Video played a huge role at trial, both in buttressing the expert testimony and in driving home the emotional impact of Floyd's anguish and death. Prosecutors can re-play video during their closings, and experts say they expect it.

Guilty verdicts must be unanimous, which means Nelson needs to raise doubt in the minds of just a single juror on the various counts. His closing is certain to return to the themes of his cross-examination of prosecution witnesses and the brief defense case he mounted.

Nelson is sure to highlight how the county medical examiner, Dr. Andrew Baker, did not conclude that Floyd died of asphyxia putting him at odds with the prosecution's medical experts, even though Baker called Floyd's death a homicide and testified that he believes Floyd's heart gave out in part due to being pinned to the ground.

Nelson is also certain to remind the jury of Floyd's drug use, perhaps with the same language he frequently used during the testimony phase with questions that emphasized words such as illicit." Despite the long duration of Floyd's restraint, he's likely to again portray Chauvin's use of force as dictated by fluid and dynamic factors that shouldn't be second-guessed, including the prospect that Chauvin was distracted by a threatening group of bystanders.

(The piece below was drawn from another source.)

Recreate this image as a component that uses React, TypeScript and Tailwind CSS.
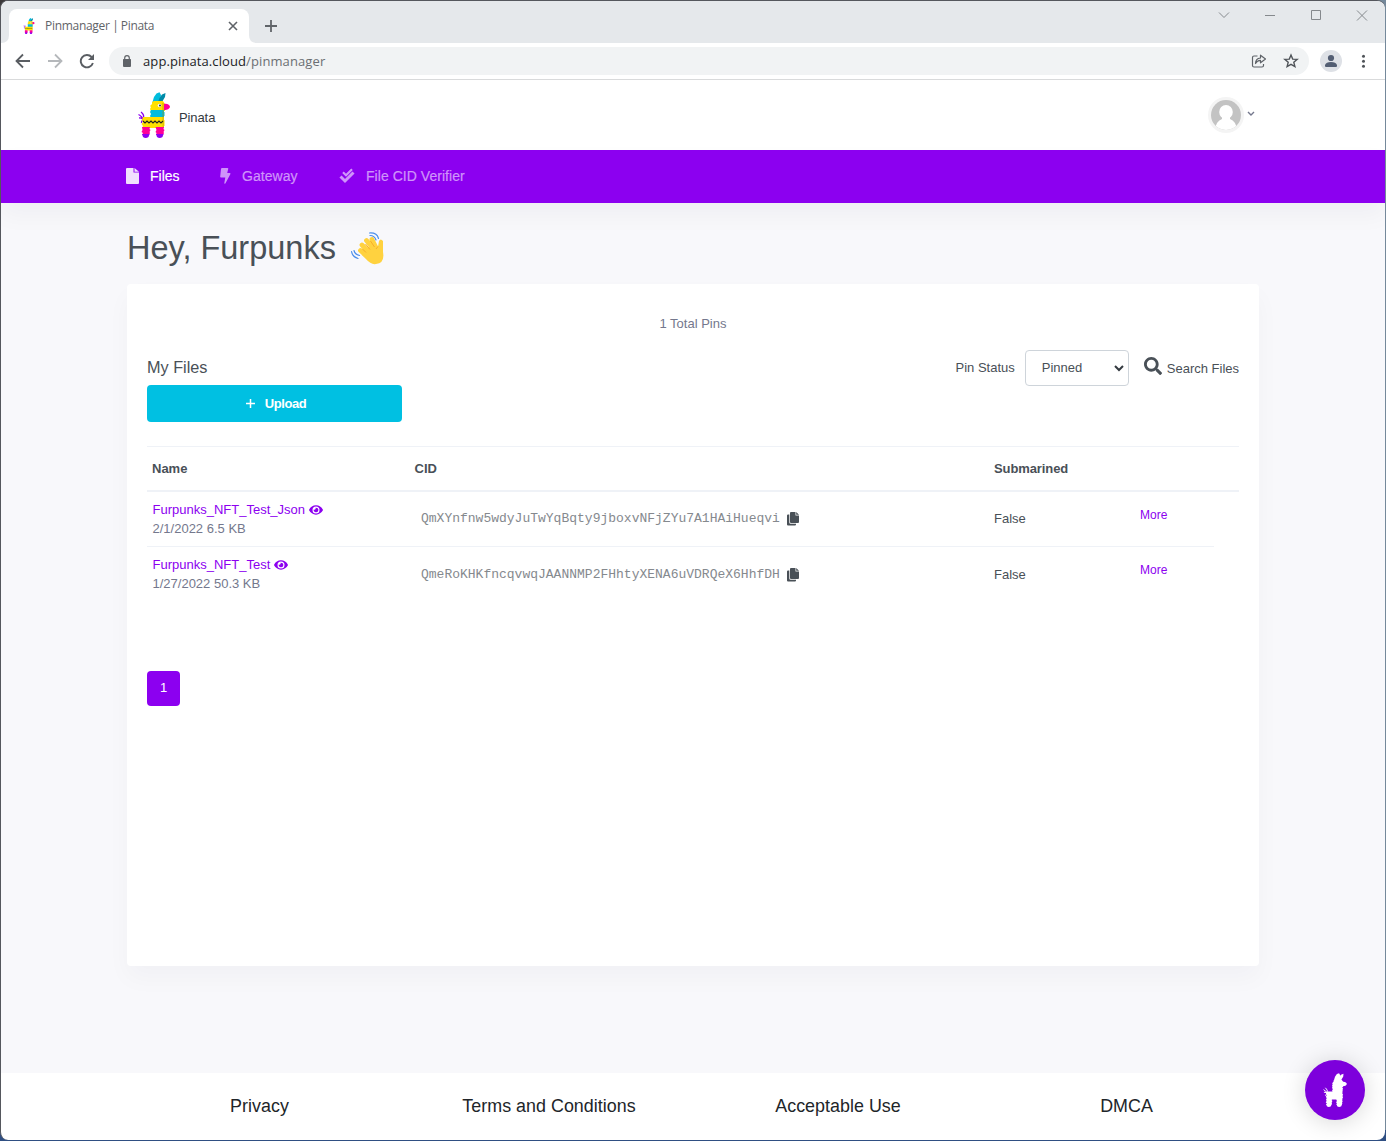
import React from "react";
import { FaSearch, FaEye } from "react-icons/fa";

function Llama({ className, white }: { className: string; white?: boolean }) {
  const c = (color: string) => (white ? "#fff" : color);
  return (
    <svg viewBox="0 0 32 46" className={className}>
      <path d="M5 29Q5 25.500 1 26M5 28Q4.500 24.500 0.500 22.500M5 27Q7 23 3 20M5 28Q3 29 3.500 31" fill="none" stroke={c("#8c00f0")} strokeWidth="1.300" />
      <path d="M14.500 10 16 5 18.500 1.500 21.500 0.300 23 3 22 10Z" fill={c("#00bcdc")} />
      <path d="M20 10 21.500 6 24 2.500 27.500 1 27 5 24 10Z" fill={c("#008aa8")} />
      <path d="M14 10 16 9H25L27 12V19H13L12 17 13 15 12 14 14 12Z" fill={c("#ffe000")} />
      <path d="M26 12C29 11 32 13 32 15C31 17 30 18 26 18Z" fill={c("#ff0098")} />
      {!white && <circle cx="21.5" cy="13.5" r="1.800" fill="#f8f8f8" />}
      {!white && <circle cx="22" cy="13.5" r=".9" fill="#222" />}
      <path d="M13 18H26V20L27 21 26 22 27 23 26 24V26H13L12 24 13 22 12 20Z" fill={c("#00bcdc")} />
      <path d="M5 25H26V28L27 29 26 30 27 31 26 32 27 33 26 34V36H4L5 34 3.500 32 5 30 4 28Z" fill={c("#ffe000")} />
      {!white && <path d="M24 11 26 11V36H24.500Z" fill="#b09000" opacity=".35" />}
      {!white && <path d="m5 29 2 2 2-2 2 2 2-2 2 2 2-2 2 2 2-2 2 2 2-2" fill="none" stroke="#222" strokeWidth="1.1" />}
      <path d="M4 35H12L11.500 37 12.500 38 11.500 40 12 41 11 43H4L5 41 3.500 40 4.500 38Z" fill={c("#ff0098")} />
      <path d="M17.500 35H26L25.500 37 26.500 38 25.500 40 26 41 25 43H18L18.500 41 17.500 40 18.500 38Z" fill={c("#ff0098")} />
      <path d="M4 42H11.500L10.500 45Q7.500 47 5 45Z" fill={c("#8c00f0")} />
      <path d="M18 42H25.500L24.500 45Q21.500 47 19 45Z" fill={c("#8c00f0")} />
    </svg>
  );
}

function Wave() {
  return (
    <svg viewBox="0 0 36 34" className="ml-[14px] mt-[2px] h-[34px] w-[36px]">
      <g stroke="#ffd23f" strokeWidth="4.800" strokeLinecap="round">
        <path d="m10.500 18.500 9 8M12 13l10 10M16.500 8.500l9 11M22 7.500l6 12" />
      </g>
      <path d="M14 18 24 12 28 14.500 29 9Q30.500 6 33 9L33 20Q35 31 26 32Q21 33 16 27L12 23Z" fill="#ffd23f" />
      <path d="m12.500 17 3.500 3.500M15.500 12l4.500 5.500M20.500 9l4 6M28 14.500l-2 2.500" fill="none" stroke="#f7ae2a" strokeWidth="1" />
      <g fill="none" stroke="#4b8eea" strokeWidth="1.200" strokeLinecap="round">
        <path d="M20 3.500Q24.500 3.500 26 8M19.500 1Q27 0.500 28.500 6.500M4 18.500Q5 22.500 9.500 23.500M1.500 19.500Q2.500 25 8 26.500" />
      </g>
    </svg>
  );
}

function CopyIcon() {
  return (
    <svg viewBox="0 0 12 14" className="ml-[7.5px] h-[14px] w-3 fill-[#495057]">
      <path d="M4 0H8.500V3.500H12V10Q12 11 11 11H4Q3 11 3 10V1Q3 0 4 0ZM9.200 0 12 2.800H9.200ZM1 2.500H2.300V10.500Q2.300 11.700 3.500 11.700H9V12.500Q9 13.500 8 13.500H1Q0 13.500 0 12.500V3.500Q0 2.500 1 2.500Z" />
    </svg>
  );
}

const files = [
  { name: "Furpunks_NFT_Test_Json", info: "2/1/2022 6.5 KB", cid: "QmXYnfnw5wdyJuTwYqBqty9jboxvNFjZYu7A1HAiHueqvi" },
  { name: "Furpunks_NFT_Test", info: "1/27/2022 50.3 KB", cid: "QmeRoKHKfncqvwqJAANNMP2FHhtyXENA6uVDRQeX6HhfDH" },
];

function BrowserChrome() {
  return (
    <div className="font-['Open_Sans',sans-serif]">
      <div className="flex h-[43px] items-start rounded-t-lg bg-[#e5e8eb]">
        <svg viewBox="0 0 8 8" className="mt-[35px] h-2 w-2 fill-white"><path d="M8 0V8H0Q8 8 8 0Z" /></svg>
        <div className="mt-[9px] flex h-[34px] w-[240px] items-center rounded-t-lg bg-white pl-[14px] pr-[10px]">
          <Llama className="h-4 w-3" />
          <span className="ml-[10px] whitespace-nowrap text-[12px] tracking-[-0.55px] text-[#5f6368]"><span className="tracking-[-0.3px]">Pinmanager</span> | <span className="tracking-[-0.3px]">Pinata</span></span>
          <svg viewBox="0 0 12 12" className="ml-auto h-3 w-3 stroke-[#5f6368]" strokeWidth="1.600"><path d="m2 2 8 8M10 2l-8 8" /></svg>
        </div>
        <svg viewBox="0 0 8 8" className="mt-[35px] h-2 w-2 fill-white"><path d="M0 0V8H8Q0 8 0 0Z" /></svg>
        <svg viewBox="0 0 14 14" className="ml-[7px] mt-[19px] h-[14px] w-[14px] stroke-[#606469]" strokeWidth="1.800"><path d="M7 1v12M1 7h12" /></svg>
        <svg viewBox="0 0 160 20" className="ml-auto mr-[12px] mt-[5px] h-5 w-[160px]" fill="none" stroke="#85898d">
          <path d="m6 7.500 5 5 5-5M52 10.500h10M98.500 5.500h9v9h-9zM144 5.500l10 10M154 5.500l-10 10" />
        </svg>
      </div>
      <div className="flex h-[37px] items-center border-b border-[#d9dadb] bg-white pl-[14px]">
        <svg viewBox="0 0 16 16" className="h-4 w-4" fill="none" stroke="#5a5e63" strokeWidth="1.800"><path d="M15 8H2M8 1.500 1.500 8 8 14.500" /></svg>
        <svg viewBox="0 0 16 16" className="ml-4 h-4 w-4" fill="none" stroke="#b5b8bb" strokeWidth="1.800"><path d="M1 8h13M8 1.500 14.500 8 8 14.500" /></svg>
        <svg viewBox="0 0 16 16" className="ml-4 h-4 w-4" fill="none" stroke="#5a5e63" strokeWidth="1.900"><path d="M13.900 10A6.200 6.200 0 1 1 12.600 4L14 6" /><path d="M15 1v6H9z" fill="#5a5e63" stroke="none" /></svg>
        <div className="ml-[14px] flex h-7 w-[1200px] items-center rounded-full bg-[#f1f3f4] pl-[13px] pr-[10px]">
          <svg viewBox="0 0 10 12" className="h-3 w-[10px]" fill="#5f6368"><path d="M1.500 4h7q.5 0 .5 1v6q0 1-1 1H2q-1 0-1-1V5q0-1 .5-1" /><path d="M2.700 5V3a2.300 2.300 0 0 1 4.600 0v2" fill="none" stroke="#5f6368" strokeWidth="1.200" /></svg>
          <span className="ml-[11px] mt-[1px] whitespace-nowrap text-[13px] tracking-[0.1px] text-[#202124]">app.pinata.cloud<span className="text-[#6b6f73]">/pinmanager</span></span>
          <svg viewBox="0 0 16 16" className="ml-auto h-4 w-4" fill="none" stroke="#5f6368" strokeWidth="1.200"><path d="M6.500 3H3Q1.500 3 1.500 4.500v8Q1.500 14 3 14h8q1.500 0 1.500-1.500V11M4.500 10.500Q4.500 5.500 9.500 5V2.200L14.500 6 9.500 9.800V7.300Q6 7.500 4.500 10.500Z" strokeLinejoin="round" /></svg>
          <svg viewBox="0 0 16 16" className="ml-4 h-4 w-4" fill="none" stroke="#505459" strokeWidth="1.400"><path d="m8 2 1.700 4.100 4.500.3-3.400 2.900 1.100 4.300L8 11.300l-3.900 2.300 1.100-4.300L1.800 6.400l4.500-.3z" /></svg>
        </div>
        <svg viewBox="0 0 22 22" className="ml-[11px] h-[22px] w-[22px]"><circle cx="11" cy="11" r="11" fill="#dee1e6" /><g fill="#535e73"><circle cx="11" cy="8" r="3.100" /><path d="M5 16v-1q1-3 6-3t6 3v1q0 1-1 1H6q-1 0-1-1" /></g></svg>
        <svg viewBox="0 0 4 14" className="ml-[19px] h-[14px] w-1 fill-[#505459]"><circle cx="2.500" cy="2.200" r="1.500" /><circle cx="2.500" cy="7.200" r="1.500" /><circle cx="2.500" cy="12.200" r="1.500" /></svg>
      </div>
    </div>
  );
}

export default function App() {
  return (
    <div className="flex h-[1141px] w-[1386px] flex-col overflow-hidden bg-[linear-gradient(180deg,transparent_0_1130px,#2f4f83_1130px),linear-gradient(90deg,#3b3839_0_940px,#75899b_940px)] font-['Liberation_Sans',Arial,sans-serif] text-[13px] text-[#495057]">
      <div className="mr-px flex h-[1140px] flex-col overflow-hidden rounded-lg border-l border-t border-[#55575d] bg-white">
        <div className="-mt-px"><BrowserChrome /></div>
        <header className="flex h-[70px] shrink-0 items-center pl-[137px] pr-[130px]">
          <Llama className="h-[46px] w-8" />
          <span className="ml-[9px] mt-[5px] tracking-[-0.1px] text-[#343a40]">Pinata</span>
          <div className="ml-auto flex h-9 w-9 items-center justify-center rounded-full bg-[#f4f4f4]">
            <svg viewBox="0 0 30 30" className="h-[30px] w-[30px] rounded-full"><rect width="30" height="30" fill="#c3c3c3" /><ellipse cx="15" cy="12" rx="6.800" ry="7" fill="#fff" /><path d="M11 17h8v2q6 2 7 11H4q1-9 7-11z" fill="#fff" /></svg>
          </div>
          <svg viewBox="0 0 8 6" className="ml-[3px] mt-[-2px] h-[6px] w-2" fill="none" stroke="#74788d" strokeWidth="1.400"><path d="m1 1 3 3 3-3" /></svg>
        </header>
        <nav className="relative z-10 flex h-[53px] shrink-0 items-center bg-[#8c00f0] pl-[125px] text-[14px] text-[#cf94fa] shadow-[0_12px_24px_rgba(18,38,63,0.04)]">
          <svg viewBox="0 0 13 16" className="mb-[2px] h-4 w-[13px] fill-[#f1defe]"><path d="M1 0H7.500V4.500H13V15Q13 16 12 16H1Q0 16 0 15V1Q0 0 1 0ZM8.500 0 13 3.700H8.500Z" /></svg>
          <span className="ml-[11px] w-[70px] text-white [-webkit-text-stroke:0.2px]">Files</span>
          <svg viewBox="0 0 11 16" className="mb-[2px] h-4 w-[11px] fill-current"><path d="M2 0H7.500Q8.500 0 8.200 1L7.200 5H9.800Q11 5 10.300 6.200L5.500 15.300Q4.300 16.500 4.300 15L5.300 9.500H1Q0 9.500 .2 8.500L1 1Q1.100 0 2 0Z" /></svg>
          <span className="ml-[11px] w-[97px] tracking-[0.04px] [-webkit-text-stroke:0.2px]">Gateway</span>
          <svg viewBox="0 0 16 16" className="mb-[2px] h-4 w-4" fill="none" stroke="currentColor"><path d="m4 4.200 3 3 6-6" strokeWidth="2.200" /><path d="M1.500 8.500 6 13l8.500-8.500" strokeWidth="3" /></svg>
          <span className="ml-[11px] tracking-[0.04px] [-webkit-text-stroke:0.2px]">File CID Verifier</span>
        </nav>
        <main className="h-[870px] shrink-0 bg-[#f8f8fb] px-[126px]">
          <div className="flex h-[81px] items-center pt-[8px] text-[32.5px]">
            <h1 className="mt-[2px] whitespace-nowrap">Hey, Furpunks</h1><Wave />
          </div>
          <section className="h-[682px] rounded bg-white px-5 pt-[30px] shadow-[0_12px_24px_rgba(18,38,63,0.03)]">
            <p className="h-9 text-center leading-[20px] text-[#74788d]">1 Total Pins</p>
            <div className="flex h-[71px] items-start">
              <div className="w-[255px] pt-[5px]">
                <h2 className="h-[30px] text-[16.25px] leading-[24px]">My Files</h2>
                <button className="flex h-[37px] w-full items-center justify-center rounded bg-[#00c0e2] pl-[3px] font-bold text-white">
                  <svg viewBox="0 0 9 9" className="mr-[10px] h-[9px] w-[9px] stroke-white" strokeWidth="1.500"><path d="M4.500 0v9M0 4.500h9" /></svg><span className="tracking-[-0.4px]">Upload</span>
                </button>
              </div>
              <div className="ml-auto flex h-9 items-center">
                <span>Pin Status</span>
                <button className="ml-[10px] flex h-9 w-[104px] items-center justify-between rounded border border-[#ced4da] pl-4 pr-1">Pinned
                  <svg viewBox="0 0 10 7" className="h-[7px] w-[10px]" fill="none" stroke="#343a40" strokeWidth="2"><path d="m1 1 4 4 4-4" /></svg>
                </button>
                <FaSearch className="ml-[15px] mr-[5px] mt-[-4px] h-[18px] w-[18px]" /><span className="mt-[2px]">Search Files</span>
              </div>
            </div>
            <div className="mt-[25px] flex h-[46px] items-center border-b-2 border-t border-[#eff2f7] pl-[5px] font-bold">
              <span className="w-[262.5px]">Name</span><span className="w-[579.5px]">CID</span><span className="tracking-[-0.1px]">Submarined</span>
            </div>
            {files.map((f, i) => (
              <div key={f.name} className={i === 0 ? "mr-[25px] flex h-[55px] border-b border-[#eff2f7] pl-[5px]" : "mr-[25px] flex h-[55px] pl-[5px]"}>
                <div className="w-[269px] pl-[0.5px] pt-[8px] leading-[19px]">
                  <div className="flex items-center text-[#8c00f0]">{f.name}<FaEye className="ml-1 h-[14px] w-[14px]" /></div>
                  <div className="text-[#74788d]">{f.info}</div>
                </div>
                <div className="flex w-[573px] items-center font-['Liberation_Mono',monospace] font-light text-[#85898e]">{f.cid}<CopyIcon /></div>
                <div className="flex w-[146px] items-center">False</div>
                <div className="pt-[14px] text-[12px] leading-[18px] text-[#8c00f0]">More</div>
              </div>
            ))}
            <button className="mt-[69px] h-[35px] w-[33px] rounded bg-[#8c00f0] pb-[2px] text-white">1</button>
          </section>
        </main>
        <footer className="grid h-[67px] shrink-0 grid-cols-[271px_308px_270px_307px] pl-[123px] pt-[22px] text-center text-[17.875px] leading-[22px] tracking-[0.03px] text-[#212529]">
          <span>Privacy</span><span>Terms and Conditions</span><span>Acceptable Use</span><span>DMCA</span>
        </footer>
      </div>
      <button className="fixed left-[1305px] top-[1060px] z-20 flex h-[60px] w-[60px] items-center justify-center rounded-full bg-[#7d00dc] shadow-[0_2px_24px_rgba(0,0,0,0.16)]"><Llama white className="h-[34px] w-6" /></button>
    </div>
  );
}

Nelson is also likely to question perhaps the strongest single part of the state's case the video of Floyd's arrest, including bystander Darnella Frazier's video that largely established public perceptions of events. Nelson argued that camera angles can be deceptive, and used other views to suggest to jurors that Chauvin's knee wasn't on Floyd's neck at all times.

If I was Nelson, I'd do a lot of things, because a lot of things need to be done, Joe Friedberg, a local defense attorney not involved in the case, said. He's in desperate trouble here.

Fourteen jurors heard testimony, two of them alternates. If Judge Peter Cahill follows the usual practice of dismissing the last two chosen as alternates, the 12 who will deliberate will include six white and six Black or multiracial jurors.